Where authoritative tire and safety information comes from
Vehicle owners should always confirm final fitment against official guidance and safety resources. Useful references include the National Highway Traffic Safety Administration tire safety materials, the U.S. Department of Energy fuel economy guidance related to tire pressure and efficiency, and university resources explaining tire construction and dimensions. These sources do not replace BMW service documentation, but they provide strong foundational information on tire geometry, maintenance, and safe operation.

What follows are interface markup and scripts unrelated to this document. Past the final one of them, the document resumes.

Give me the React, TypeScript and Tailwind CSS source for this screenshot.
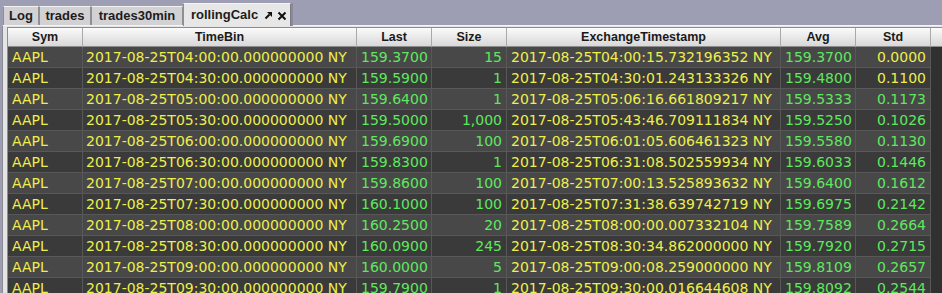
const YEL = "text-[#eeee4c]";
const GRN = "text-[#5ee85e]";

type Row = {
  bin: string;
  last: string;
  size: string;
  ts: string;
  avg: string;
  std: string;
  stdYellow?: boolean;
};

const rows: Row[] = [
  { bin: "04:00", last: "159.3700", size: "15", ts: "04:00:15.732196352", avg: "159.3700", std: "0.0000", stdYellow: true },
  { bin: "04:30", last: "159.5900", size: "1", ts: "04:30:01.243133326", avg: "159.4800", std: "0.1100", stdYellow: true },
  { bin: "05:00", last: "159.6400", size: "1", ts: "05:06:16.661809217", avg: "159.5333", std: "0.1173" },
  { bin: "05:30", last: "159.5000", size: "1,000", ts: "05:43:46.709111834", avg: "159.5250", std: "0.1026" },
  { bin: "06:00", last: "159.6900", size: "100", ts: "06:01:05.606461323", avg: "159.5580", std: "0.1130" },
  { bin: "06:30", last: "159.8300", size: "1", ts: "06:31:08.502559934", avg: "159.6033", std: "0.1446" },
  { bin: "07:00", last: "159.8600", size: "100", ts: "07:00:13.525893632", avg: "159.6400", std: "0.1612" },
  { bin: "07:30", last: "160.1000", size: "100", ts: "07:31:38.639742719", avg: "159.6975", std: "0.2142" },
  { bin: "08:00", last: "160.2500", size: "20", ts: "08:00:00.007332104", avg: "159.7589", std: "0.2664" },
  { bin: "08:30", last: "160.0900", size: "245", ts: "08:30:34.862000000", avg: "159.7920", std: "0.2715" },
  { bin: "09:00", last: "160.0000", size: "5", ts: "09:00:08.259000000", avg: "159.8109", std: "0.2657" },
  { bin: "09:30", last: "159.7900", size: "1", ts: "09:30:00.016644608", avg: "159.8092", std: "0.2544" },
];

const headers = ["Sym", "TimeBin", "Last", "Size", "ExchangeTimestamp", "Avg", "Std"];
const cols = "grid grid-cols-[75px_274px_75px_75px_274px_75px_75px_1fr]";

function Tab({ label, width }: { label: string; width: string }) {
  return (
    <div
      className={`${width} h-[19px] flex items-center justify-center border-t border-l border-r border-t-[#f2f2f2] border-l-[#8e8e96] border-r-[#8e8e96] bg-[#d2d2d4] text-[13px] font-bold text-[#1c1c1c]`}
    >
      {label}
    </div>
  );
}

function UndockIcon() {
  return (
    <svg width="9" height="9" viewBox="0 0 9 9">
      <path d="M3 1 H8 V6 Z" fill="#111" />
      <path d="M1.5 7.5 L5.5 3.5" stroke="#111" strokeWidth="2" />
    </svg>
  );
}

function CloseIcon() {
  return (
    <svg width="10" height="10" viewBox="0 0 10 10">
      <path d="M1.5 1.5 L8.5 8.5 M8.5 1.5 L1.5 8.5" stroke="#111" strokeWidth="2" />
    </svg>
  );
}

function Cell({ children, className }: { children?: React.ReactNode; className: string }) {
  return (
    <div className={`h-[21px] border-b border-r border-[#585858] px-[4px] leading-[20px] whitespace-nowrap overflow-hidden ${className}`}>
      {children}
    </div>
  );
}

export default function App() {
  return (
    <div className="w-[942px] h-[293px] overflow-hidden bg-[#9d9eb3] flex flex-col font-['Liberation_Sans',sans-serif]">
      <div className="h-[25px] flex items-end pl-[3px] shrink-0">
        <Tab label="Log" width="w-[36px]" />
        <Tab label="trades" width="w-[52px]" />
        <Tab label="trades30min" width="w-[92px]" />
        <div className="relative z-10 -mb-px w-[108px] h-[23px] flex items-center gap-[6px] pl-[7px] border-t border-l border-r border-t-[#f6f6f6] border-l-[#8e8e96] border-r-[#7c7c88] bg-[#e7e7e7] text-[13px] font-bold text-[#1c1c1c] shadow-[2px_0_0_#8a8a9c]">
          <span>rollingCalc</span>
          <span className="flex items-center gap-[4px] mt-px">
            <UndockIcon />
            <CloseIcon />
          </span>
        </div>
      </div>
      <div className="flex-1 min-h-0 ml-[2px] border-t border-l border-t-[#f4f4f4] border-l-[#8a8a92] bg-[#e5e5e5] pt-px pl-[4px]">
        <div className="h-full border-t border-l border-[#8c8c8c] bg-[#303030] overflow-hidden">
          <div className={`${cols} h-[19px] bg-gradient-to-b from-[#fbfbfb] to-[#d8d8d8] border-b border-[#8c8c8c]`}>
            {headers.map((h) => (
              <div
                key={h}
                className="border-r border-[#a9a9a9] flex items-center justify-center text-[12.5px] font-bold text-[#1a1a1a]"
              >
                {h}
              </div>
            ))}
            <div />
          </div>
          <div className="font-['DejaVu_Sans',sans-serif] text-[14px]">
            {rows.map((r, i) => {
              const bg = i % 2 === 0 ? "bg-[#484848]" : "bg-[#3a3a3a]";
              return (
                <div key={r.bin} className={cols}>
                  <Cell className={`${bg} ${YEL}`}>AAPL</Cell>
                  <Cell className={`${bg} ${YEL} pl-[3px]`}>{`2017-08-25T${r.bin}:00.000000000 NY`}</Cell>
                  <Cell className={`${bg} ${GRN}`}>{r.last}</Cell>
                  <Cell className={`${bg} ${GRN} text-right`}>{r.size}</Cell>
                  <Cell className={`${bg} ${YEL}`}>{`2017-08-25T${r.ts} NY`}</Cell>
                  <Cell className={`${bg} ${GRN}`}>{r.avg}</Cell>
                  <Cell className={`${bg} ${r.stdYellow ? YEL : GRN} text-right`}>{r.std}</Cell>
                  <div className="h-[21px] bg-[#303030]" />
                </div>
              );
            })}
          </div>
        </div>
      </div>
    </div>
  );
}
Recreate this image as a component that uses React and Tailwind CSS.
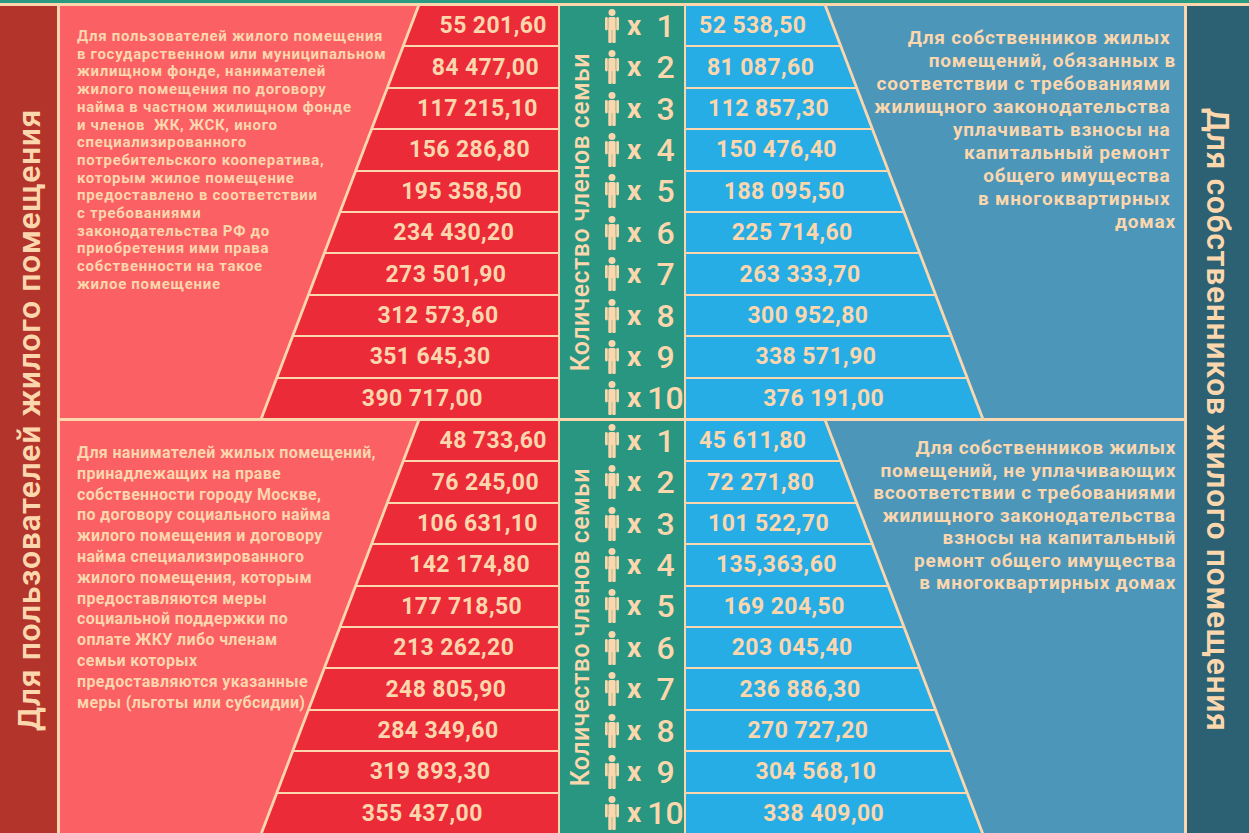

- NHTSA Tire Safety Information
- U.S. Department of Energy: Vehicle Maintenance and Tire Pressure
- Clemson University Tire Pressure and Tire Performance Resource
Final takeaway
A BMW xDrive tire tolerance calculator is not just a convenience tool. It is a practical way to reduce risk before a purchase. The key metric is rolling circumference difference, because that is what the driveline effectively experiences. If you stay under about 1.0%, you are generally in a much stronger position for AWD compatibility. Between 1.0% and 2.0%, you should proceed with caution and check all supporting factors. Above 2.0%, the setup becomes increasingly difficult to justify on a vehicle that depends on closely matched wheel speeds.
If you are changing sizes for appearance, winter packages, wheel upgrades, or replacement convenience, calculate first and buy second. That small step can help you avoid uneven driveline load, preserve xDrive smoothness, and keep your BMW behaving the way it was engineered to behave.